Sunday, March 14, 2010 | 2:44 p.m.
CARSON CITY – A group that is seeking to ban abortions says its goal to amend the Nevada Constitution is akin to the drive in the 1860s to free slaves.
Personhood Nevada says its efforts in pushing an initiative petition “is analogous to the Slavery Civil Rights issue.”
The group has filed its opening brief, asking the Nevada Supreme Court to overturn the decision of District Judge Todd Russell of Carson City, who ruled the initiative petition couldn't be circulated or put on the ballot because the language was too general and the voters wouldn't understand its effect.
The Supreme Court has agreed to speed up consideration and the final brief should be filed by April 2. No extensions will be granted.
Even if the Supreme Court ruled the issue could be put on the ballot, advocates would have to gather more than 97,000 voter signatures by June 15 for it to qualify.

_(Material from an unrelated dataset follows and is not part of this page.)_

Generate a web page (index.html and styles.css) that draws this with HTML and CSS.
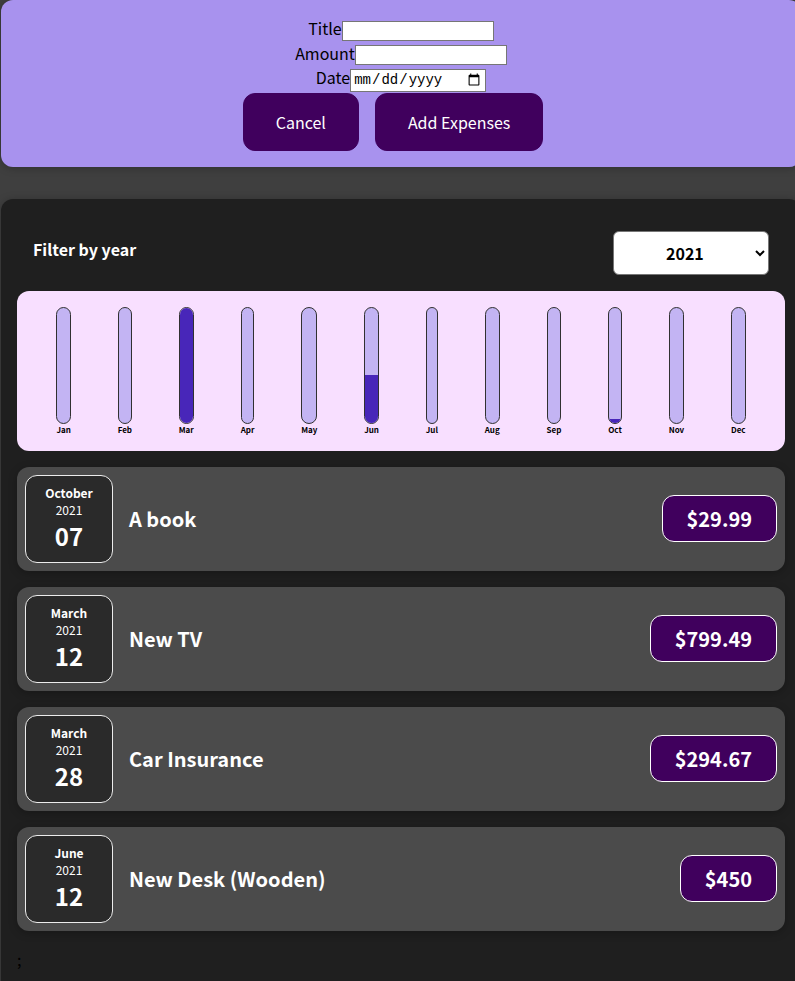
FILE: index.html
```html
<!DOCTYPE html>
<html lang="en">
<head>
<meta charset="utf-8">
<title>Expenses</title>
<link rel="stylesheet" href="styles.css">
</head>
<body>
<div class="new-expense">
  <form class="expense-form">
    <div class="control"><label>Title</label><input class="text-input" type="text"></div>
    <div class="control"><label>Amount</label><input class="text-input" type="number" min="0.01" step="0.01"></div>
    <div class="control"><label>Date</label><input class="date-input" type="date" min="2019-01-01" max="2022-12-31"></div>
    <div class="actions"><button type="button">Cancel</button><button type="submit">Add Expenses</button></div>
  </form>
</div>
<div class="expenses">
  <div class="filter">
    <div class="filter-control">
      <label>Filter by year</label>
      <select>
        <option value="2022">2022</option>
        <option value="2021" selected>2021</option>
        <option value="2020">2020</option>
        <option value="2019">2019</option>
      </select>
    </div>
  </div>
  <div class="chart">
    <div class="chart-bar"><div class="bar-inner"><div class="bar-fill" style="height:0%"></div></div><div class="bar-label">Jan</div></div>
    <div class="chart-bar"><div class="bar-inner"><div class="bar-fill" style="height:0%"></div></div><div class="bar-label">Feb</div></div>
    <div class="chart-bar"><div class="bar-inner"><div class="bar-fill" style="height:100%"></div></div><div class="bar-label">Mar</div></div>
    <div class="chart-bar"><div class="bar-inner"><div class="bar-fill" style="height:0%"></div></div><div class="bar-label">Apr</div></div>
    <div class="chart-bar"><div class="bar-inner"><div class="bar-fill" style="height:0%"></div></div><div class="bar-label">May</div></div>
    <div class="chart-bar"><div class="bar-inner"><div class="bar-fill" style="height:41%"></div></div><div class="bar-label">Jun</div></div>
    <div class="chart-bar"><div class="bar-inner"><div class="bar-fill" style="height:0%"></div></div><div class="bar-label">Jul</div></div>
    <div class="chart-bar"><div class="bar-inner"><div class="bar-fill" style="height:0%"></div></div><div class="bar-label">Aug</div></div>
    <div class="chart-bar"><div class="bar-inner"><div class="bar-fill" style="height:0%"></div></div><div class="bar-label">Sep</div></div>
    <div class="chart-bar"><div class="bar-inner"><div class="bar-fill" style="height:3%"></div></div><div class="bar-label">Oct</div></div>
    <div class="chart-bar"><div class="bar-inner"><div class="bar-fill" style="height:0%"></div></div><div class="bar-label">Nov</div></div>
    <div class="chart-bar"><div class="bar-inner"><div class="bar-fill" style="height:0%"></div></div><div class="bar-label">Dec</div></div>
  </div>
  <ul class="expense-list">
    <li class="expense-item">
      <div class="expense-date"><div class="date-month">October</div><div class="date-year">2021</div><div class="date-day">07</div></div>
      <div class="expense-desc"><h2>A book</h2><div class="expense-price">$29.99</div></div>
    </li>
    <li class="expense-item">
      <div class="expense-date"><div class="date-month">March</div><div class="date-year">2021</div><div class="date-day">12</div></div>
      <div class="expense-desc"><h2>New TV</h2><div class="expense-price">$799.49</div></div>
    </li>
    <li class="expense-item">
      <div class="expense-date"><div class="date-month">March</div><div class="date-year">2021</div><div class="date-day">28</div></div>
      <div class="expense-desc"><h2>Car Insurance</h2><div class="expense-price">$294.67</div></div>
    </li>
    <li class="expense-item">
      <div class="expense-date"><div class="date-month">June</div><div class="date-year">2021</div><div class="date-day">12</div></div>
      <div class="expense-desc"><h2>New Desk (Wooden)</h2><div class="expense-price">$450</div></div>
    </li>
  </ul>
  <div class="stray">;</div>
</div>
</body>
</html>
```
FILE: styles.css
```css
* { box-sizing: border-box; }
html { font-family: "Noto Sans CJK JP", "Noto Sans", sans-serif; }
body {
  margin: 0;
  background-color: #3f3f3f;
  overflow-x: hidden;
}
.new-expense {
  background-color: #a892ee;
  padding: 1rem;
  margin: 0 0 2rem 1px;
  width: 800px;
  border-radius: 12px;
  text-align: center;
  box-shadow: 0 1px 8px rgba(0, 0, 0, 0.25);
}
.expense-form { margin: 0; }
.control label { font-size: 16px; }
.text-input {
  width: 152px;
  height: 20px;
  font-size: 13.33px;
  border: 1px solid #767676;
  padding: 1px 2px;
}
.date-input {
  width: 136px;
  height: 23px;
  font-family: "Liberation Mono", "DejaVu Sans Mono", monospace;
  font-size: 14px;
  border: 1px solid #767676;
  padding: 1px 2px;
}
.actions { margin-top: 1px; }
.actions button {
  font: inherit;
  cursor: pointer;
  padding: 1rem 2rem;
  border: 1px solid #40005d;
  background-color: #40005d;
  color: white;
  border-radius: 12px;
  margin-right: 1rem;
}
.expenses {
  margin: 0 0 0 1px;
  width: 800px;
  min-height: 800px;
  padding: 1rem;
  background-color: #1f1f1f;
  border-radius: 12px;
  box-shadow: 0 1px 8px rgba(0, 0, 0, 0.25);
}
.filter { color: white; padding: 0 1rem; }
.filter-control {
  display: flex;
  width: 100%;
  align-items: center;
  justify-content: space-between;
  margin: 1rem 0;
}
.filter-control label { font-weight: bold; margin-bottom: 0.5rem; }
.filter-control select {
  font: inherit;
  padding: 0.5rem 3rem;
  font-weight: bold;
  border-radius: 6px;
  background-color: #ffffff;
  color: #000;
  border: 1px solid #767676;
}
.chart {
  padding: 1rem;
  border-radius: 12px;
  background-color: #f8dfff;
  text-align: center;
  display: flex;
  justify-content: space-around;
  height: 10rem;
}
.chart-bar {
  height: 100%;
  display: flex;
  flex-direction: column;
  align-items: center;
}
.bar-inner {
  height: 100%;
  width: 100%;
  border: 1px solid #313131;
  border-radius: 12px;
  background-color: #c3b4f3;
  overflow: hidden;
  display: flex;
  flex-direction: column;
  justify-content: flex-end;
}
.bar-fill { background-color: #4826b9; width: 100%; }
.bar-label { font-weight: bold; font-size: 0.5rem; text-align: center; }
.expense-list { list-style: none; padding: 0; margin: 0; }
.expense-item {
  display: flex;
  justify-content: space-between;
  align-items: center;
  box-shadow: 0 2px 8px rgba(0, 0, 0, 0.25);
  padding: 0.5rem;
  margin: 1rem 0;
  border-radius: 12px;
  background-color: #4b4b4b;
}
.expense-date {
  display: flex;
  flex-direction: column;
  width: 5.5rem;
  height: 5.5rem;
  border: 1px solid #ececec;
  background-color: #2a2a2a;
  color: white;
  border-radius: 12px;
  align-items: center;
  justify-content: center;
}
.date-month { font-size: 0.75rem; font-weight: bold; }
.date-year { font-size: 0.75rem; }
.date-day { font-size: 1.5rem; font-weight: bold; }
.expense-desc {
  display: flex;
  flex-direction: row;
  align-items: center;
  justify-content: flex-start;
  flex: 1;
}
.expense-desc h2 {
  font-size: 1.25rem;
  flex: 1;
  margin: 0 1rem;
  color: white;
}
.expense-price {
  font-size: 1.25rem;
  font-weight: bold;
  color: white;
  background-color: #40005d;
  border: 1px solid white;
  padding: 0.5rem 1.5rem;
  border-radius: 12px;
}
.stray { color: #000; }
```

The initiative petition, filed Oct. 21 with the Secretary of State’s Office, would amend the Nevada Constitution to give “the inalienable right to life for everyone, young or old, health or ill, conscious or unconscious, born or unborn.”
The opening brief filed Thursday, signed by Las Vegas lawyer Michael L. Peters, says the Civil War was fought to correct a “terrible wrong” that blacks were considered property and not people.
This petition, Peters said, seeks a constitutional amendment that every human being from the beginning of life shall be considered a person.
Judge Russell said the language in the initiative petition was too general and vague and failed to give adequate notice to residents of what they would be voting on.
In his January decision, Russell said there is nothing in the language of the initiative petition about abortion and the rights of fertilized eggs, embryos and fetuses.
The judge also said the initiative petition was defective because it wasn't limited to a single subject. He said it would affect the issues of constitutional rights to life, search and seizure and have an impact on state criminal laws, and also have many social implications.
Peters, in his brief, argues the petition meets constitutional muster because it is limited to one topic. But he agreed it would have multiple implications if voters approved it at two elections.
Peters said not all citizens agree with the petition, as evidenced by the suit to stop its appearance on the ballot. But he said there should be free speech and debate on the issue.
Those opposing the petition, Peters said, include Planned Parenthood of America and the American Civil Liberties Union.
He said he found it ironic that the American Civil Liberties Union would take “such a strong stance against free speech in this matter.” The ACLU filed suit in November to prevent the initiative from going forward, arguing the language was too vague.
And four conservative groups that have battled for anti-abortion legislation also oppose the initiative. The Nevada Eagle Forum, the Independent American Party, Nevada Families and Nevada Life say the language is too vague and may not apply to abortions at all.